··· RECORDS TO USE

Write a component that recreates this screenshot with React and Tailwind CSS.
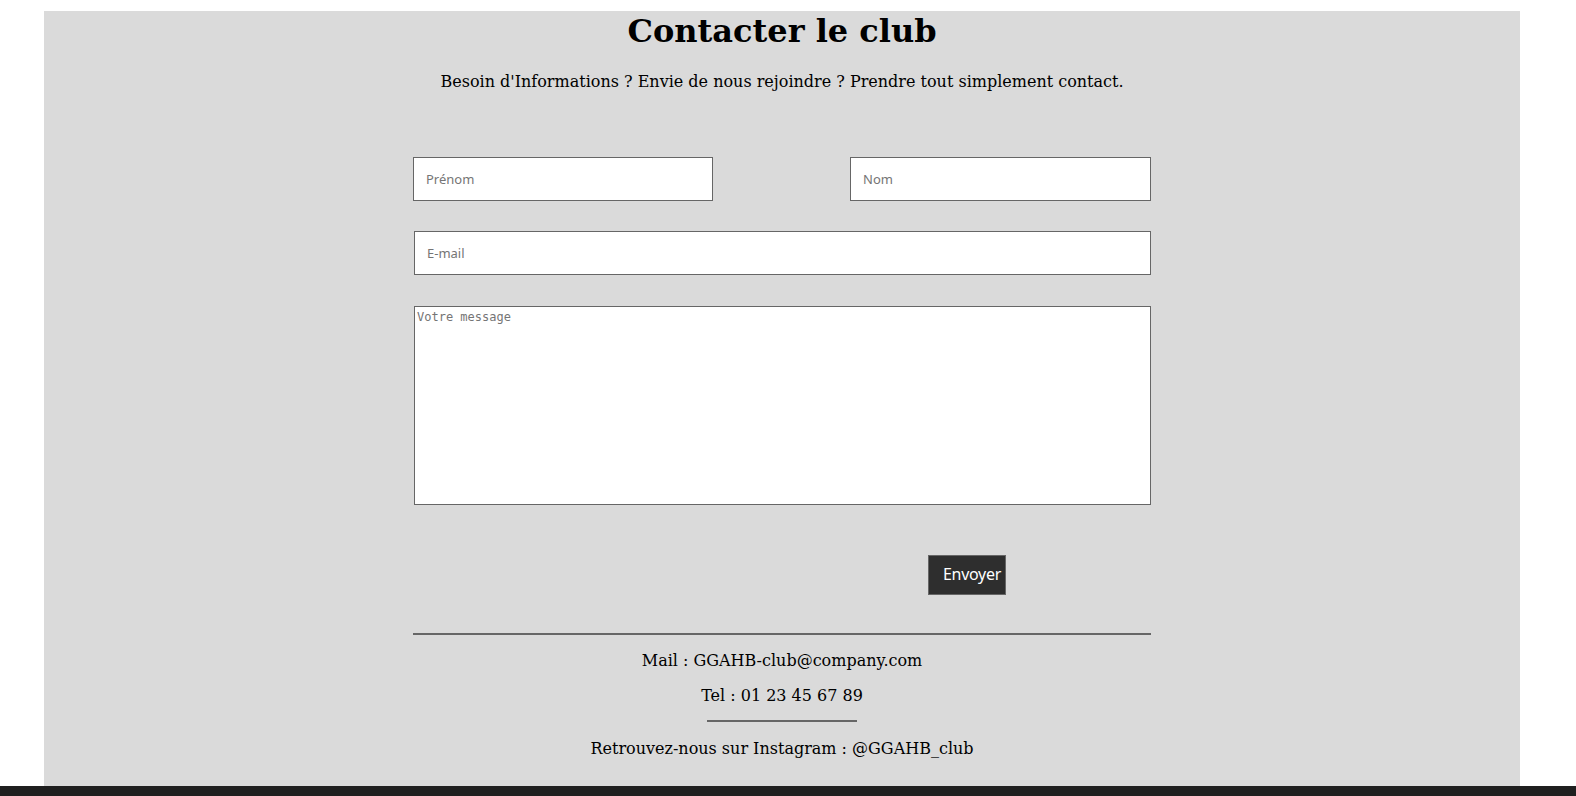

······
··· RECORDS TO USE

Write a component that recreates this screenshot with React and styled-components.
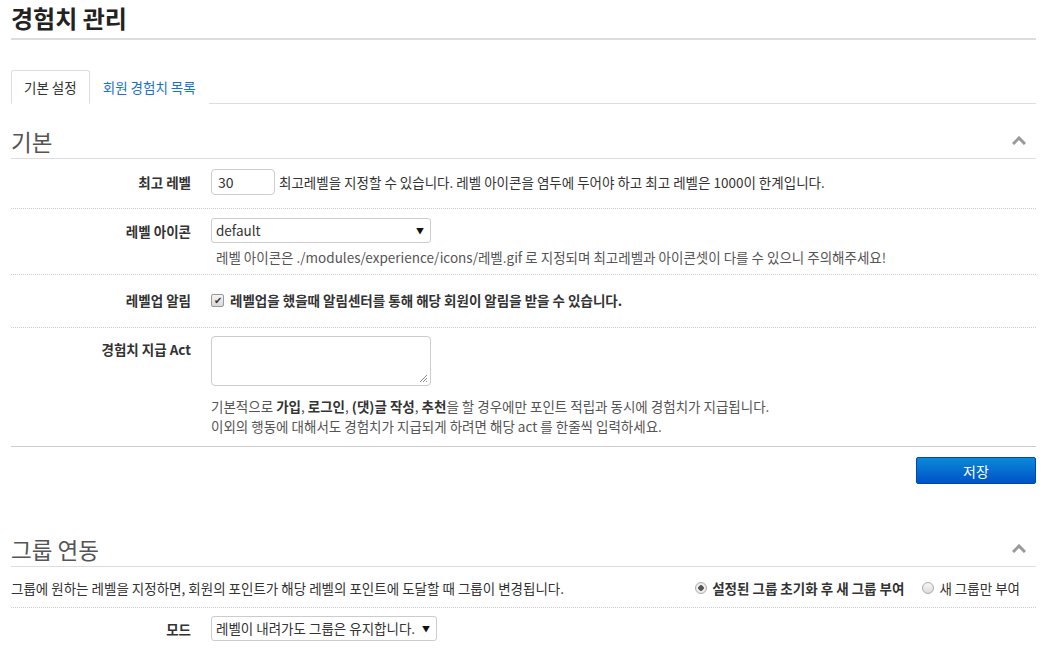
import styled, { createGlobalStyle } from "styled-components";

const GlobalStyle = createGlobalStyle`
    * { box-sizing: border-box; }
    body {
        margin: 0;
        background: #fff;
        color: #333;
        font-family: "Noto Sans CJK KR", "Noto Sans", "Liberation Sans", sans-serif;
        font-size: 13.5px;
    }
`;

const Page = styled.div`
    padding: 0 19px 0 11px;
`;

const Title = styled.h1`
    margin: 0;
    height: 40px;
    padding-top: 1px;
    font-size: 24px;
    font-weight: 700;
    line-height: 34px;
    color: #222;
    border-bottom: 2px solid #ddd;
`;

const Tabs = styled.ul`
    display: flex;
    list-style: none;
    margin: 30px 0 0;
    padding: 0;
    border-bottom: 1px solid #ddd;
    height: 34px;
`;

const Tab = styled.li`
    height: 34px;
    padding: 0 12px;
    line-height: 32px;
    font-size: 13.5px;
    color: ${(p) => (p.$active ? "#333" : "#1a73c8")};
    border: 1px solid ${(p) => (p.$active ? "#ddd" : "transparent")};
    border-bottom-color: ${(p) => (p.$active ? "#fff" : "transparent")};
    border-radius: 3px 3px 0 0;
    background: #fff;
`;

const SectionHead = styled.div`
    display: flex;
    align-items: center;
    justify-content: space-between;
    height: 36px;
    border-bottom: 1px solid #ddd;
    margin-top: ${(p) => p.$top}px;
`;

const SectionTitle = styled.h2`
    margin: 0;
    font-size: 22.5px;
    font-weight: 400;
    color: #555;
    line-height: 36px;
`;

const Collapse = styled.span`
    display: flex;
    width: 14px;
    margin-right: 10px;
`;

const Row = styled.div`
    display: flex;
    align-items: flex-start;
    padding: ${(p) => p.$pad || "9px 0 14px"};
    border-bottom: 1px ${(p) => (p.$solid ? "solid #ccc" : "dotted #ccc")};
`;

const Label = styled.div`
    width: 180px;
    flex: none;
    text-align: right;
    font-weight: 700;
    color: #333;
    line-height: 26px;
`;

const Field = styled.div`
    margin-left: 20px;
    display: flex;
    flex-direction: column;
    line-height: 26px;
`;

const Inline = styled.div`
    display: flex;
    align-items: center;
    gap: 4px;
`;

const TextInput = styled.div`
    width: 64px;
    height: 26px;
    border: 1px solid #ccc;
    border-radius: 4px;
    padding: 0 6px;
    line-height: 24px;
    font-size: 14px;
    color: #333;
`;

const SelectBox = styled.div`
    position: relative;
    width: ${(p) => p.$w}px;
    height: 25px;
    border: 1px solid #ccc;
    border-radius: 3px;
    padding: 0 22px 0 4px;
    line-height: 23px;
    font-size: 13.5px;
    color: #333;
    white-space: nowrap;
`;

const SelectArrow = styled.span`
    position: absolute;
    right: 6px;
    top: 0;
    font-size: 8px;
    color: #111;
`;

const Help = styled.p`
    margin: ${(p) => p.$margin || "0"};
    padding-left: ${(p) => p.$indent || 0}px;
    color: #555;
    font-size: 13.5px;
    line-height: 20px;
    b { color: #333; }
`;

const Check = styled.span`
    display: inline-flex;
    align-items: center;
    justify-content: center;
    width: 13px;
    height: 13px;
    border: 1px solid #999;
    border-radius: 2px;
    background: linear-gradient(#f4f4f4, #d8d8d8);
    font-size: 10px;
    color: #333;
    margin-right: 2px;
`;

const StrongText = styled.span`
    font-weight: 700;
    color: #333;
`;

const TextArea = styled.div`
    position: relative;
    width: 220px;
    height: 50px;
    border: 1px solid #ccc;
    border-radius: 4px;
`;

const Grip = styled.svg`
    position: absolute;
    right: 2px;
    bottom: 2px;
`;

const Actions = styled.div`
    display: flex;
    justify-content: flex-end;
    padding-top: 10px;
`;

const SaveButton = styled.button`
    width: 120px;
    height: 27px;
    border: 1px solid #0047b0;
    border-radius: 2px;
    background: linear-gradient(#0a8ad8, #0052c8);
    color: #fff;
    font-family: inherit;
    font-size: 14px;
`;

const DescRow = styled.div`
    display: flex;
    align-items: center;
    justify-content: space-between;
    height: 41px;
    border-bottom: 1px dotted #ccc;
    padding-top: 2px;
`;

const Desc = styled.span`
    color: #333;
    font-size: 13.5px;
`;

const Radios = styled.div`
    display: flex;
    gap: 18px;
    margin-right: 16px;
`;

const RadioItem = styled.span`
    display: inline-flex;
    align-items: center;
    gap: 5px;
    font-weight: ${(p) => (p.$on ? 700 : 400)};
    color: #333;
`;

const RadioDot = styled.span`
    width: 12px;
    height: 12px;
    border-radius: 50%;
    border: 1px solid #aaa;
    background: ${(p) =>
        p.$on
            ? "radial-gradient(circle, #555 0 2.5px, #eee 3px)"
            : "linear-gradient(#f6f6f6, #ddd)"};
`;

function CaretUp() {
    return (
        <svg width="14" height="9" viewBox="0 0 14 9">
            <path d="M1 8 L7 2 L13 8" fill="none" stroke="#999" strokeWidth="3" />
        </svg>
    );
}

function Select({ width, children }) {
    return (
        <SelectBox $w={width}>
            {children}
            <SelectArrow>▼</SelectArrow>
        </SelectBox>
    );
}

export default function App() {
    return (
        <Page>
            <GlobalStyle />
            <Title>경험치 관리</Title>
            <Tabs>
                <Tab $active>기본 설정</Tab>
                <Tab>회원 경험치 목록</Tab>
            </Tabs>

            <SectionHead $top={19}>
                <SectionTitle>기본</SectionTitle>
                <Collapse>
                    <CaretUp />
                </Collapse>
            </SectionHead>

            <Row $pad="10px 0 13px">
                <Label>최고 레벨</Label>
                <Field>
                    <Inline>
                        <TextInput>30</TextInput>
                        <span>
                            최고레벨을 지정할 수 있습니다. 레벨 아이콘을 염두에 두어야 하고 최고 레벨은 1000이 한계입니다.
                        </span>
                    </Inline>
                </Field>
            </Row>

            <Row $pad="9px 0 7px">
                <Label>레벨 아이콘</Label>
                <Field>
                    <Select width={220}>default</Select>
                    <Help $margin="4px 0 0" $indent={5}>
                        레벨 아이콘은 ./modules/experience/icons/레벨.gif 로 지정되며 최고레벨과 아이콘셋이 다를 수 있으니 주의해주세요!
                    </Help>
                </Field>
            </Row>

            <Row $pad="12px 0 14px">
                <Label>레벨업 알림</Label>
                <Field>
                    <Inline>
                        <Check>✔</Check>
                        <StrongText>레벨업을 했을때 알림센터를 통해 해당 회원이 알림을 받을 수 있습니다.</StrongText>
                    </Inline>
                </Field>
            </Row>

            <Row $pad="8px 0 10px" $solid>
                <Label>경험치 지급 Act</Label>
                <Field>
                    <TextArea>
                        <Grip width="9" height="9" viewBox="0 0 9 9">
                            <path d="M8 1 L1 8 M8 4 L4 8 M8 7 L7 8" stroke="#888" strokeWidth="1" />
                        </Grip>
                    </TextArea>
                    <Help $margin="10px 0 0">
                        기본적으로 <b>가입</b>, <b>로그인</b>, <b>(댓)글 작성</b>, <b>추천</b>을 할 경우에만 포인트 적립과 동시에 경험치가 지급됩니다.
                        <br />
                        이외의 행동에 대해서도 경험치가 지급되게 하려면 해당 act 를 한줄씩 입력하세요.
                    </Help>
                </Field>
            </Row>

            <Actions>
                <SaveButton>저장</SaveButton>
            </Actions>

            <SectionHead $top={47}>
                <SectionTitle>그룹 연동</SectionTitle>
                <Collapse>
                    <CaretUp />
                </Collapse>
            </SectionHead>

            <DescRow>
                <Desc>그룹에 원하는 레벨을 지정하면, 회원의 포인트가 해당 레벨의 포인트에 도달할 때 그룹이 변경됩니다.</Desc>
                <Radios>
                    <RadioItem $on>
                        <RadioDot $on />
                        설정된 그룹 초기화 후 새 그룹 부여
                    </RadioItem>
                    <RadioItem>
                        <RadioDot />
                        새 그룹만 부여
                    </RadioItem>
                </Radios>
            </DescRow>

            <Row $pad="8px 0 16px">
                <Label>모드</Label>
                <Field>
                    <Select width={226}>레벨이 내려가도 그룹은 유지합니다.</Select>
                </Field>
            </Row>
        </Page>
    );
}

······
··· RECORDS TO USE

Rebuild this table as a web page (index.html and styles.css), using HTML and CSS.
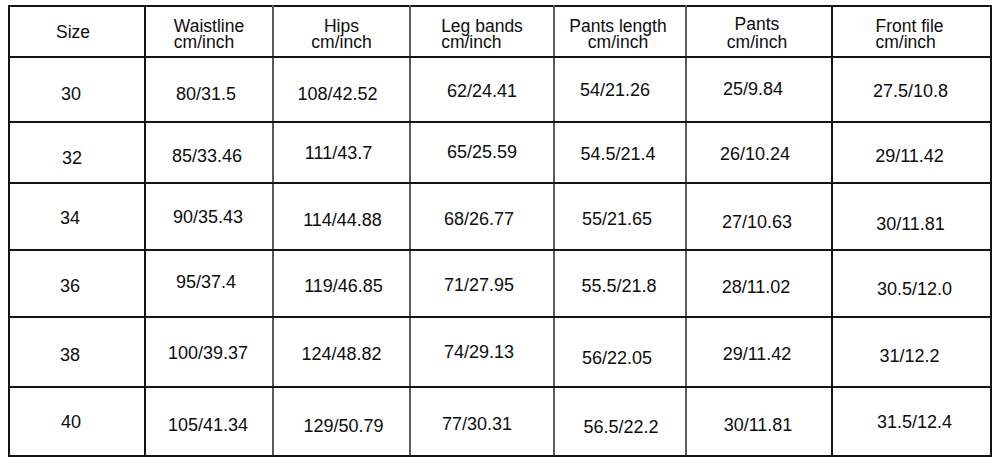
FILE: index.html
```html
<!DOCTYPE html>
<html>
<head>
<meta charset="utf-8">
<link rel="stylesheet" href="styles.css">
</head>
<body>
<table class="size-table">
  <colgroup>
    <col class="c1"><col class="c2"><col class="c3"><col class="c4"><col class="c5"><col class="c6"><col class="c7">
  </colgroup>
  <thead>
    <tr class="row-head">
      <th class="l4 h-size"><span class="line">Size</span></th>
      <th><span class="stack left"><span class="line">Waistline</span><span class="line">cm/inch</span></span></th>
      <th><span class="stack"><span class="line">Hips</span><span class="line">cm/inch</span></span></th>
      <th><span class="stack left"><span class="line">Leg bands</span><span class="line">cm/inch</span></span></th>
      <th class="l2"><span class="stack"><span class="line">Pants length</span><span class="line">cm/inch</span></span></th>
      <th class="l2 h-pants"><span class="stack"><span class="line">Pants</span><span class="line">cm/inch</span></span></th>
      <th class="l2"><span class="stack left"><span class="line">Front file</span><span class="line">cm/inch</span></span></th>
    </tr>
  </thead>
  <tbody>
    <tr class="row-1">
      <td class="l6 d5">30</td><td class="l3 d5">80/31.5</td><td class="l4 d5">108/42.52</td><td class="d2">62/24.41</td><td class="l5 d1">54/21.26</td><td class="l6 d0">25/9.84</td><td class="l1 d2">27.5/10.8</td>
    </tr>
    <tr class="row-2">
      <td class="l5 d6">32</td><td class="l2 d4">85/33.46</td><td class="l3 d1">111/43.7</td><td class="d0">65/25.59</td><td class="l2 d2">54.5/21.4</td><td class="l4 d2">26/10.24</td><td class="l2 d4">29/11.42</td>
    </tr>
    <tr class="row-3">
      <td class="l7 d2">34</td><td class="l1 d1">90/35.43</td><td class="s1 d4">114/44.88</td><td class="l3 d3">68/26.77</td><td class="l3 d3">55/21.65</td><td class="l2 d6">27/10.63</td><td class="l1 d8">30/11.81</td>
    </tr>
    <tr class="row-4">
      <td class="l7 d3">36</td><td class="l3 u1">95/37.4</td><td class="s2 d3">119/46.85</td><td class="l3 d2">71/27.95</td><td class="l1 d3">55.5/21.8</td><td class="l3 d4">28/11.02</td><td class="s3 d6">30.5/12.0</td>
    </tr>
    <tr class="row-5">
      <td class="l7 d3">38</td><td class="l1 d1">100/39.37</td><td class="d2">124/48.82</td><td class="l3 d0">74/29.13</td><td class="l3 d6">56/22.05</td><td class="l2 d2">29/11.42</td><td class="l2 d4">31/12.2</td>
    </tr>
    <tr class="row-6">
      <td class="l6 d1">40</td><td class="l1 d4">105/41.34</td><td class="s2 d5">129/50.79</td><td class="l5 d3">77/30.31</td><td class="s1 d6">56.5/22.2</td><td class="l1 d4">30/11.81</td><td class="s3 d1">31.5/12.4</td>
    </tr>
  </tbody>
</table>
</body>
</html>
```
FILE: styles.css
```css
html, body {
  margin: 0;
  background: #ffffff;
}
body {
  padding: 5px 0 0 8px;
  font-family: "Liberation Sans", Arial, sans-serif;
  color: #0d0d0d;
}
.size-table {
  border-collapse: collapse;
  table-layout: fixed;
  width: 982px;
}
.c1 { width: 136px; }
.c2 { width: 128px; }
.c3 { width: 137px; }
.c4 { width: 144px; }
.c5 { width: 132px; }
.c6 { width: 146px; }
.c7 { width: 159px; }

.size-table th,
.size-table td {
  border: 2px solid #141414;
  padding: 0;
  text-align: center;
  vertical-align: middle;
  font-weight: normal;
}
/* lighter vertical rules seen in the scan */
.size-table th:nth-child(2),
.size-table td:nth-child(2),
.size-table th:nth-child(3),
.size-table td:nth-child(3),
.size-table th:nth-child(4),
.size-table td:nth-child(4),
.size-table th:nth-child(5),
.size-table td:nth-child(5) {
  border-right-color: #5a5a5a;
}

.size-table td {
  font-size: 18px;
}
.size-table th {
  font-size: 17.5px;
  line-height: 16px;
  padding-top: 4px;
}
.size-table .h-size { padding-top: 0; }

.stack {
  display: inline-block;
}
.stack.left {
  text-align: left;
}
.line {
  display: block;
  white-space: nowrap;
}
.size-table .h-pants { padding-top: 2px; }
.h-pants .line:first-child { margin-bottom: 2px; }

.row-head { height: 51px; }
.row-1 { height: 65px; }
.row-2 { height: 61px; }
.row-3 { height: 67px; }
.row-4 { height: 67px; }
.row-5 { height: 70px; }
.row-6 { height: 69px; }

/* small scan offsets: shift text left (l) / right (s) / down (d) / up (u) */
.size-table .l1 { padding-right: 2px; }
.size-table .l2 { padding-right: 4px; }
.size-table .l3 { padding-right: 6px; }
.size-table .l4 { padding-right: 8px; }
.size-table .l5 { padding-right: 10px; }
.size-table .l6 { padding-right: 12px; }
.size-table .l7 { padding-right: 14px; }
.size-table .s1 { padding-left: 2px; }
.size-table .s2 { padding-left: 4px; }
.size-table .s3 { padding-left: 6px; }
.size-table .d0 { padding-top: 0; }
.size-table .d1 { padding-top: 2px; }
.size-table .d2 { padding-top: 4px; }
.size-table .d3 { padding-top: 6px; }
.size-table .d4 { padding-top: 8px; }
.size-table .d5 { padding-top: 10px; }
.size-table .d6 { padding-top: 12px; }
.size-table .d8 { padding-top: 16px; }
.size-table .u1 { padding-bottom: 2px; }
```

······

**CHALLENGE**
Copy each line of the entries that includes the word "this".

**EXPECTED ANSWER**
Write a component that recreates this screenshot with React and Tailwind CSS.
Write a component that recreates this screenshot with React and styled-components.
Rebuild this table as a web page (index.html and styles.css), using HTML and CSS.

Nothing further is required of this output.